While generally roaming further afield, there are two songs with Midlands connections. First up is ‘The Old Miner’, collected in the early 60s from an old miner in Nuneaton who traced it back to his home in Durham, the titular figure wondering who’ll take his place once he’s shuffled off this mortal seam. The version here is an interesting cocktail of traditional drone-style singing set to a circling guitar pattern and body-slap percussive beats rhythm influenced by Massive Attack, and a definite album highpoint. The other, the nimbly picked ‘The Boatswain’ with percussion from Tom Gregory, Drinkwater’s bass and a “rally tally tall, oh rally tally tay” refrain, was originally published in New Meeting Street, Birmingham, in the heyday of broadside balladry. Also known as ‘The Boatswain And The Tailor’ (and a version which appears as ‘Tailor In The Tea Chest’ on the recent debut album by George Sansome and Matt Quinn), it’s a familiar tale of a wife playing around while hubbie’s at sea, her lover taking refuge in a tea chest when the boatswain returns unexpectedly and ending being carted off to sea.

Things move to thoughts of Ireland for the sparsely- arranged, migration-themed ‘Erin, Sad Erin’ (“The wrongs of thy injured isle/Thy sons in their thousands deploring do wander/On shores far away in exile/O give me the power to cross o’er the main/America might yield me some comfort from pain”), a restyling of ‘Poor Irish Stranger’ that, collected in 1908 by Cecil Sharp from John Murphy of Tipperary, an inhabitant at St Marylebone Workhouse, he learnt from the singing of Hazel Askew and performed at a concert for refugee aid staged by Sartin. Though not mentioned on the credits, the yearning violin solo is by Akito Goto.

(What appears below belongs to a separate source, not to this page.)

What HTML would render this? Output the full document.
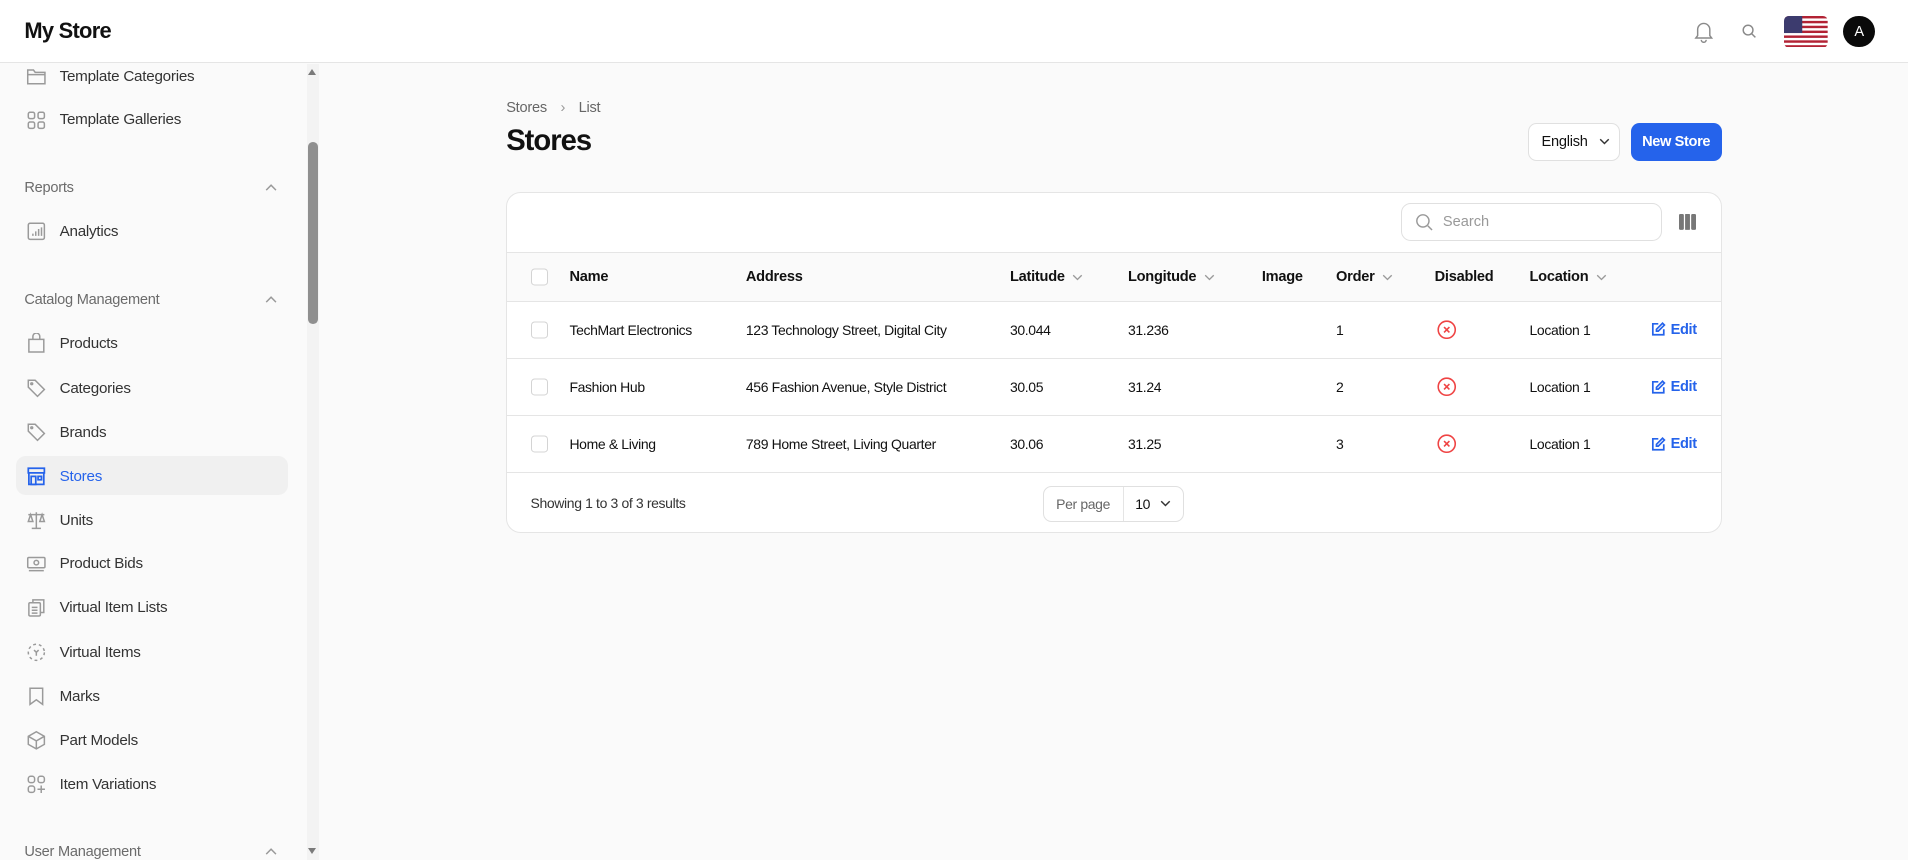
<!DOCTYPE html>
<html><head><meta charset="utf-8"><style>
*{box-sizing:border-box;margin:0;padding:0}
html,body{width:1908px;height:860px;overflow:hidden;background:#fafafa}
#r{zoom:1.2168;width:1568px;height:707px;position:relative;font-family:"Liberation Sans",sans-serif;color:#111;background:#fafafa}
.abs{position:absolute}
.hdr{left:0;top:0;width:1568px;height:52px;background:#fff;border-bottom:1px solid #e5e5e5}
.logo{left:20px;top:15px;font-size:18px;font-weight:700;letter-spacing:-0.6px}
.nav{position:absolute;left:21px;display:flex;align-items:center;font-size:12.5px;color:#333;letter-spacing:-0.2px}
.nav svg{width:17px;height:17px;margin-right:11px;stroke:#9a9a9a;fill:none;stroke-width:1.3}
.sec{position:absolute;left:20px;font-size:12px;color:#6b6b6b;letter-spacing:-0.2px}
.chev{position:absolute;left:218px;width:10px;height:6px}
.hc{position:absolute;top:228px;transform:translateY(-50%);font-size:12px;font-weight:700;display:flex;align-items:center;letter-spacing:-0.2px}
.hc svg{margin-left:6px}
.c{position:absolute;transform:translateY(-50%);font-size:11.5px;letter-spacing:-0.3px;color:#111}
.cb{position:absolute;left:436px;width:14px;height:14px;border:1px solid #d4d4d4;border-radius:3px;background:#fff;transform:translateY(-50%)}
.line{position:absolute;left:416px;width:999px;height:1px;background:#e5e5e5}
</style></head><body><div id="r">
<div class="abs hdr"></div>
<div class="abs logo">My Store</div>
<svg class="abs" style="left:1392px;top:17px" width="16" height="18" viewBox="0 0 16 18" fill="none" stroke="#8a8a8a" stroke-width="1.2"><path d="M3 12V7a5 5 0 0 1 10 0v5l1.5 2h-13z"/><path d="M6 15.5a2 2 0 0 0 4 0"/></svg>
<svg class="abs" style="left:1432px;top:20px" width="12" height="12" viewBox="0 0 12 12" fill="none" stroke="#8a8a8a" stroke-width="1.2"><circle cx="5" cy="5" r="4"/><path d="M8 8l3 3"/></svg>
<svg class="abs" style="left:1466px;top:13px" width="36" height="26" viewBox="0 0 36 26"><clipPath id="fc"><rect width="36" height="26" rx="4"/></clipPath><g clip-path="url(#fc)"><rect width="36" height="26" fill="#fff"/><g fill="#b22234"><rect y="0" width="36" height="2"/><rect y="4" width="36" height="2"/><rect y="8" width="36" height="2"/><rect y="12" width="36" height="2"/><rect y="16" width="36" height="2"/><rect y="20" width="36" height="2"/><rect y="24" width="36" height="2"/></g><rect width="15" height="14" fill="#3c3b6e"/></g></svg>
<div class="abs" style="left:1515px;top:13px;width:26px;height:26px;border-radius:50%;background:#0a0a0a;color:#fff;font-size:12px;display:flex;align-items:center;justify-content:center">A</div>

<div class="abs" style="left:252px;top:53px;width:10px;height:654px;background:#f3f3f3"></div>
<div class="abs" style="left:253px;top:117px;width:8px;height:149px;background:#8f8f8f;border-radius:4px"></div>
<div class="abs" style="left:252px;top:57px;width:0;height:0;border-left:4px solid transparent;border-right:4px solid transparent;border-bottom:5px solid #7a7a7a;margin-left:1px"></div>
<div class="abs" style="left:253px;top:697px;width:0;height:0;border-left:4px solid transparent;border-right:4px solid transparent;border-top:5px solid #7a7a7a"></div>

<div class="nav" style="top:54px"><svg viewBox="0 0 18 18"><path d="M1.5 3.5h5l1.5 2h8.5v10h-15z"/><path d="M1.5 7.5h15"/></svg>Template Categories</div>
<div class="nav" style="top:90px"><svg viewBox="0 0 18 18"><rect x="2" y="2" width="5.5" height="5.5" rx="1.5"/><rect x="10.5" y="2" width="5.5" height="5.5" rx="1.5"/><rect x="2" y="10.5" width="5.5" height="5.5" rx="1.5"/><rect x="10.5" y="10.5" width="5.5" height="5.5" rx="1.5"/></svg>Template Galleries</div>
<div class="sec" style="top:148px">Reports</div>
<svg class="chev" style="top:151px" viewBox="0 0 10 6" fill="none" stroke="#999" stroke-width="1.2"><path d="M1 5l4-4 4 4"/></svg>
<div class="nav" style="top:182px"><svg viewBox="0 0 18 18"><rect x="2" y="2" width="14" height="14" rx="1.5"/><path d="M6 13v-2M8.5 13v-4M11 13V7M13.5 13V5.5"/></svg>Analytics</div>
<div class="sec" style="top:240px">Catalog Management</div>
<svg class="chev" style="top:243px" viewBox="0 0 10 6" fill="none" stroke="#999" stroke-width="1.2"><path d="M1 5l4-4 4 4"/></svg>
<div class="nav" style="top:274px"><svg viewBox="0 0 18 18"><path d="M2.5 5.5h13v11h-13z"/><path d="M6 5.5V3a3 3 0 0 1 6 0v2.5"/></svg>Products</div>
<div class="nav" style="top:311px"><svg viewBox="0 0 18 18"><path d="M2 2h6l8 8-6 6-8-8z"/><circle cx="5" cy="5" r="0.8"/></svg>Categories</div>
<div class="nav" style="top:347px"><svg viewBox="0 0 18 18"><path d="M2 2h6l8 8-6 6-8-8z"/><circle cx="5" cy="5" r="0.8"/></svg>Brands</div>
<div class="abs" style="left:13px;top:375px;width:224px;height:32px;background:#f0f0f0;border-radius:8px"></div>
<div class="nav" style="top:383px;color:#2563eb"><svg viewBox="0 0 18 18" style="stroke:#2563eb;stroke-width:1.5"><path d="M2 2h14v4H2zM2.5 6v10h13V6"/><path d="M4.5 9h4v7h-4zM10.5 9h3v3h-3z"/></svg>Stores</div>
<div class="nav" style="top:419px"><svg viewBox="0 0 18 18"><path d="M9 2v14M5 16h8M2 4h14M4 4l-2 6h4zM14 4l-2 6h4z"/></svg>Units</div>
<div class="nav" style="top:455px"><svg viewBox="0 0 18 18"><rect x="1.5" y="3" width="15" height="9" rx="1"/><circle cx="9" cy="7.5" r="2"/><path d="M2.5 14.5h13"/></svg>Product Bids</div>
<div class="nav" style="top:491px"><svg viewBox="0 0 18 18"><rect x="2.5" y="5" width="10" height="11.5" rx="1"/><path d="M6 5V2.5h9.5v11h-3M5 9h5M5 11.5h5M5 14h5"/></svg>Virtual Item Lists</div>
<div class="nav" style="top:528px"><svg viewBox="0 0 18 18" stroke-dasharray="2.5 2.5"><circle cx="9" cy="9" r="7"/><path d="M7 7l2 2 2-2M9 9v3" stroke-dasharray="none"/></svg>Virtual Items</div>
<div class="nav" style="top:564px"><svg viewBox="0 0 18 18"><path d="M3.5 2h11v14l-5.5-4-5.5 4z"/></svg>Marks</div>
<div class="nav" style="top:600px"><svg viewBox="0 0 18 18"><path d="M9 1.5l7 4v7l-7 4-7-4v-7z"/><path d="M2 5.5l7 4 7-4M9 9.5v7"/></svg>Part Models</div>
<div class="nav" style="top:636px"><svg viewBox="0 0 18 18"><rect x="2" y="2" width="5.5" height="5.5" rx="2"/><rect x="10.5" y="2" width="5.5" height="5.5" rx="2"/><rect x="2" y="10.5" width="5.5" height="5.5" rx="2"/><path d="M13.25 10v6.5M10 13.25h6.5"/></svg>Item Variations</div>
<div class="sec" style="top:694px">User Management</div>
<svg class="chev" style="top:697px" viewBox="0 0 10 6" fill="none" stroke="#999" stroke-width="1.2"><path d="M1 5l4-4 4 4"/></svg>

<div class="abs" style="left:416px;top:82px;font-size:12px;color:#666;letter-spacing:-0.2px">Stores <span style="margin:0 8px;color:#999">&#8250;</span> List</div>
<div class="abs" style="left:416px;top:103px;font-size:24px;font-weight:700;letter-spacing:-0.8px">Stores</div>
<div class="abs" style="left:1256px;top:101px;width:75px;height:31px;background:#fff;border:1px solid #e0e0e0;border-radius:7px;font-size:12px;display:flex;align-items:center;padding-left:10px;letter-spacing:-0.2px">English<svg style="margin-left:9px" width="9" height="6" viewBox="0 0 9 6" fill="none" stroke="#333" stroke-width="1.2"><path d="M1 1l3.5 3.5L8 1"/></svg></div>
<div class="abs" style="left:1340px;top:101px;width:75px;height:31px;background:#2563eb;border-radius:7px;color:#fff;font-size:12px;font-weight:700;display:flex;align-items:center;justify-content:center;letter-spacing:-0.3px">New Store</div>

<div class="abs" style="left:416px;top:158px;width:999px;height:280px;background:#fff;border:1px solid #e5e5e5;border-radius:12px;overflow:hidden">
<div class="abs" style="left:0;top:49px;width:999px;height:40px;background:#fafafa"></div>
</div>
<div class="abs" style="left:1151px;top:167px;width:215px;height:31px;border:1px solid #e0e0e0;border-radius:8px;background:#fff;display:flex;align-items:center;padding-left:11px;font-size:12px;color:#999"><svg width="15" height="15" viewBox="0 0 15 15" fill="none" stroke="#999" stroke-width="1.2" style="margin-right:8px"><circle cx="6.5" cy="6.5" r="5"/><path d="M10.5 10.5l3.5 3.5"/></svg>Search</div>
<svg class="abs" style="left:1380px;top:176px" width="14" height="13" viewBox="0 0 14 13" fill="#777"><rect x="0" y="0" width="4" height="13" rx="1"/><rect x="5" y="0" width="4" height="13" rx="0.5"/><rect x="10" y="0" width="4" height="13" rx="1"/></svg>
<div class="line" style="top:207px"></div>
<div class="line" style="top:247px"></div>
<div class="line" style="top:294px"></div>
<div class="line" style="top:341px"></div>
<div class="line" style="top:388px"></div>

<div class="cb" style="top:228px"></div>
<div class="hc" style="left:468px">Name</div>
<div class="hc" style="left:613px">Address</div>
<div class="hc" style="left:830px">Latitude<svg width="9" height="6" viewBox="0 0 9 6" fill="none" stroke="#999" stroke-width="1.1"><path d="M1 1l3.5 3.5L8 1"/></svg></div>
<div class="hc" style="left:927px">Longitude<svg width="9" height="6" viewBox="0 0 9 6" fill="none" stroke="#999" stroke-width="1.1"><path d="M1 1l3.5 3.5L8 1"/></svg></div>
<div class="hc" style="left:1037px">Image</div>
<div class="hc" style="left:1098px">Order<svg width="9" height="6" viewBox="0 0 9 6" fill="none" stroke="#999" stroke-width="1.1"><path d="M1 1l3.5 3.5L8 1"/></svg></div>
<div class="hc" style="left:1179px">Disabled</div>
<div class="hc" style="left:1257px">Location<svg width="9" height="6" viewBox="0 0 9 6" fill="none" stroke="#999" stroke-width="1.1"><path d="M1 1l3.5 3.5L8 1"/></svg></div>

<div class="cb" style="top:271px"></div>
<div class="c" style="left:468px;top:271px">TechMart Electronics</div>
<div class="c" style="left:613px;top:271px">123 Technology Street, Digital City</div>
<div class="c" style="left:830px;top:271px">30.044</div>
<div class="c" style="left:927px;top:271px">31.236</div>
<div class="c" style="left:1098px;top:271px">1</div>
<div class="c" style="left:1257px;top:271px">Location 1</div>

<div class="cb" style="top:318px"></div>
<div class="c" style="left:468px;top:318px">Fashion Hub</div>
<div class="c" style="left:613px;top:318px">456 Fashion Avenue, Style District</div>
<div class="c" style="left:830px;top:318px">30.05</div>
<div class="c" style="left:927px;top:318px">31.24</div>
<div class="c" style="left:1098px;top:318px">2</div>
<div class="c" style="left:1257px;top:318px">Location 1</div>

<div class="cb" style="top:365px"></div>
<div class="c" style="left:468px;top:365px">Home &amp; Living</div>
<div class="c" style="left:613px;top:365px">789 Home Street, Living Quarter</div>
<div class="c" style="left:830px;top:365px">30.06</div>
<div class="c" style="left:927px;top:365px">31.25</div>
<div class="c" style="left:1098px;top:365px">3</div>
<div class="c" style="left:1257px;top:365px">Location 1</div>

<svg class="abs" style="left:1181px;top:263px" width="16" height="16" viewBox="0 0 16 16" fill="none" stroke="#ef4444" stroke-width="1.3"><circle cx="8" cy="8" r="7"/><path d="M5.8 5.8l4.4 4.4M10.2 5.8l-4.4 4.4"/></svg>
<svg class="abs" style="left:1181px;top:310px" width="16" height="16" viewBox="0 0 16 16" fill="none" stroke="#ef4444" stroke-width="1.3"><circle cx="8" cy="8" r="7"/><path d="M5.8 5.8l4.4 4.4M10.2 5.8l-4.4 4.4"/></svg>
<svg class="abs" style="left:1181px;top:357px" width="16" height="16" viewBox="0 0 16 16" fill="none" stroke="#ef4444" stroke-width="1.3"><circle cx="8" cy="8" r="7"/><path d="M5.8 5.8l4.4 4.4M10.2 5.8l-4.4 4.4"/></svg>

<div class="c" style="left:1357px;top:271px;color:#2563eb;font-weight:700;font-size:12px;display:flex;align-items:center"><svg width="12" height="12" viewBox="0 0 12 12" fill="none" stroke="#2563eb" stroke-width="1.4" style="margin-right:4px"><path d="M6 1.5H1.5v9h9V6"/><path d="M9.5 1l1.5 1.5L6 7.5H4.5V6z"/></svg>Edit</div>
<div class="c" style="left:1357px;top:318px;color:#2563eb;font-weight:700;font-size:12px;display:flex;align-items:center"><svg width="12" height="12" viewBox="0 0 12 12" fill="none" stroke="#2563eb" stroke-width="1.4" style="margin-right:4px"><path d="M6 1.5H1.5v9h9V6"/><path d="M9.5 1l1.5 1.5L6 7.5H4.5V6z"/></svg>Edit</div>
<div class="c" style="left:1357px;top:365px;color:#2563eb;font-weight:700;font-size:12px;display:flex;align-items:center"><svg width="12" height="12" viewBox="0 0 12 12" fill="none" stroke="#2563eb" stroke-width="1.4" style="margin-right:4px"><path d="M6 1.5H1.5v9h9V6"/><path d="M9.5 1l1.5 1.5L6 7.5H4.5V6z"/></svg>Edit</div>

<div class="c" style="left:436px;top:413px;font-size:11.5px;color:#333">Showing 1 to 3 of 3 results</div>
<div class="abs" style="left:857px;top:399px;width:116px;height:30px;border:1px solid #e0e0e0;border-radius:7px;background:#fff"></div>
<div class="abs" style="left:923px;top:400px;width:1px;height:28px;background:#e5e5e5"></div>
<div class="c" style="left:868px;top:414px;color:#666">Per page</div>
<div class="c" style="left:933px;top:414px">10</div>
<svg class="abs" style="left:953px;top:411px" width="9" height="6" viewBox="0 0 9 6" fill="none" stroke="#333" stroke-width="1.2"><path d="M1 1l3.5 3.5L8 1"/></svg>
</div></body></html>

The last of the vocal numbers, again co-arranged with Oates with perhaps a hint of Pentangle’s jazz-folk, is ‘The Fowler’, a retitled version of ‘Polly Vaughan’ (originally ‘The Shooting of His Dear’) learnt from a 1940s Harry Cox recording, a cautionary tale for gun owners in which young Jimmer mistakes his lover, with her apron wrapped around her, for a swan (as you do) and shoots her, her ghost turning up at the trial to explain it was all an honest mistake.

As a performer in his own right as well as founder and editor of Tradfolk.co, a website dedicated to English traditional music and ritualistic culture, the ongoing Grizzly Folk project and presenter of The Old Songs Podcast, Wilks is unquestionably one of the leading and guiding lights on the contemporary traditional folk scene and, judging by the original material here, a highly promising songwriter of as yet untapped potential.